Biodosimetry & DNA Damage

Visualize and Quantify Inversions with dGH SCREEN™

Above Fig.: dGH SCREEN karyogram of metaphase spread from NASA astronaut measuring DNA damage from exposure to the ionizing radiation of space.

The Original KromaTiD Assay.

The original KromaTiD assay, dGH SCREEN was utilized by NASA in the “Twin’s Study” to measure DNA damage from deep space radiation. NASA’s first foray into “omics” research represented a unique opportunity to develop a next-generation approach to measuring the health impacts of spaceflight. Today our dGH SCREEN™ platform is still being used by NASA to understand how to make missions safer for their best and brightest.

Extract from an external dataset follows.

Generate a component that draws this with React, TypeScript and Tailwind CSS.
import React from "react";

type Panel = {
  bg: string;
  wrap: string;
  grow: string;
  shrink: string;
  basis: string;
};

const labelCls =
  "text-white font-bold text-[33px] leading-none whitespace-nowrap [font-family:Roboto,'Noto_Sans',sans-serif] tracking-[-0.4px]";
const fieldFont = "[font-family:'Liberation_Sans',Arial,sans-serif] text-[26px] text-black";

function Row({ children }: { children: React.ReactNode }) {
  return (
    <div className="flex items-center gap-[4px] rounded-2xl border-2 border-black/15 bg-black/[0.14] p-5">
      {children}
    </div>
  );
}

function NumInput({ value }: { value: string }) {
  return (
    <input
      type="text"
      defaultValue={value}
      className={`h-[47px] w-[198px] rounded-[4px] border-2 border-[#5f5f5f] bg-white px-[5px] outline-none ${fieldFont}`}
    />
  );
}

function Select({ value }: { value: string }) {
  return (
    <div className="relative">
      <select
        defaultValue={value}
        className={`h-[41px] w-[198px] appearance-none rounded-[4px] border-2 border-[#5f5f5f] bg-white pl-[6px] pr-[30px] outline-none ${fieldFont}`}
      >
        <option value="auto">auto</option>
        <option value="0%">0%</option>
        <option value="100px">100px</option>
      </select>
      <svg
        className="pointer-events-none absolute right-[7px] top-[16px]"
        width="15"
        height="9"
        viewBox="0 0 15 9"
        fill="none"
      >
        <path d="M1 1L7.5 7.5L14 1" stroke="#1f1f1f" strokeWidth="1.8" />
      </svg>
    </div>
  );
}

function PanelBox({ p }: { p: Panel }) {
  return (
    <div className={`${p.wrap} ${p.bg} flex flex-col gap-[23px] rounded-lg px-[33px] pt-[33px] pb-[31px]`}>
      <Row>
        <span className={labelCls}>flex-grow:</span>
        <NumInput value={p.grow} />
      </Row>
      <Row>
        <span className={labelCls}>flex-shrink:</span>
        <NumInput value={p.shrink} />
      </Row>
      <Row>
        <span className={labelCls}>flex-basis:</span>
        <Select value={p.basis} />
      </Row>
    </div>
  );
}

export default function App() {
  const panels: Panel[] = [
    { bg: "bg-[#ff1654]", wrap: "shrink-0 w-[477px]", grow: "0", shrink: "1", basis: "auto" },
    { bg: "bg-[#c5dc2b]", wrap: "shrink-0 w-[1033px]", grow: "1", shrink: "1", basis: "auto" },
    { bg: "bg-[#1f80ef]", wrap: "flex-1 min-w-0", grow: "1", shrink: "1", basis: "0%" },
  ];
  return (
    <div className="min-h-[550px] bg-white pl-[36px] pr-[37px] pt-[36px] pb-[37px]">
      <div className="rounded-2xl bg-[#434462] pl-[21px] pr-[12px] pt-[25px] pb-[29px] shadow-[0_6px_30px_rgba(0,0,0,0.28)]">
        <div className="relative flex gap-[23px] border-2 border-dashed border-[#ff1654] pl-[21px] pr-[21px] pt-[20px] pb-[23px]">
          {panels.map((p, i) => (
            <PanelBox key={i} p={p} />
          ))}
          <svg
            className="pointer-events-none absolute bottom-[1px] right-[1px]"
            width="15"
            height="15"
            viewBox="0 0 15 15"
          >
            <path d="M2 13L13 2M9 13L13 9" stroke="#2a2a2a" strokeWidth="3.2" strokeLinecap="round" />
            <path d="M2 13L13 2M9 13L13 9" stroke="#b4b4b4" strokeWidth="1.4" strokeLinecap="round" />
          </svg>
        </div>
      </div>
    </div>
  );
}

dGH SCREEN™ is an unbiased tool for measuring structural and copy-number variants in single-cell fashion. Researchers are able to quantify inversions and other structural variants through direct visualization, an improved biodosimetry method than assaying for the formation of dicentric chromosomes. Inversions occur with lower background frequency than other symmetrical aberrations such as translocations, providing fewer false positives and more reliable data.

Above Fig.: Murine fibroblasts hybridized with custom dGH biodosimetry paints detecting an inversion event.

Measuring DNA Damage.

DNA damage is a common consequence of exposure to various genotoxic agents, chemicals, and oxidative stress, not just radiation. Understanding the mechanisms of DNA damage and repair is essential for developing strategies to mitigate the adverse effects of genotoxic insults. Many model systems serve to further such research, such as rodents.

This image features the chromosomes of a mouse fibroblast used as part of a biodosimetry investigation. dGH tools can be applied in non-human settings as well. Based on synthetic oligonucleotides, custom dGH probes can be manufactured to target sequences in other published mammalian genomes. This includes rodents, larger mammals like dogs and cats, or commercial lines like CHO cells. As demonstrated in this image, the dGH system can successfully detect structural variants outside of the human genome setting.

Above Fig.: Edited cell hybridized with dGH SCREEN whole-chromosome paints showing translocations, signal gain, and an inversion or sister-chromatid exchange.

Quality Control for Gene Editing.

Gene editing can be inherently destabilizing to the genome, especially when multiple edits are carried out. However, for many applications like CAR-T cell engineering, the therapeutic cell product requires more than one genomic locus to be modified. While dGH SCREEN can be applied in a whole-genome fashion, the individual tool components are dynamic. A subset of the dGH SCREEN paints may be used, depending on the dataset desired. This may be done in a targeted way, painting only those chromosomes impacted directly by the editing. Alternatively, a set of larger chromosomes may be painted as a proxy with which to gather data on the overall rate of structural rearrangements and off-target effects. In this way, the data generated can be tailored to the needs of the editing project.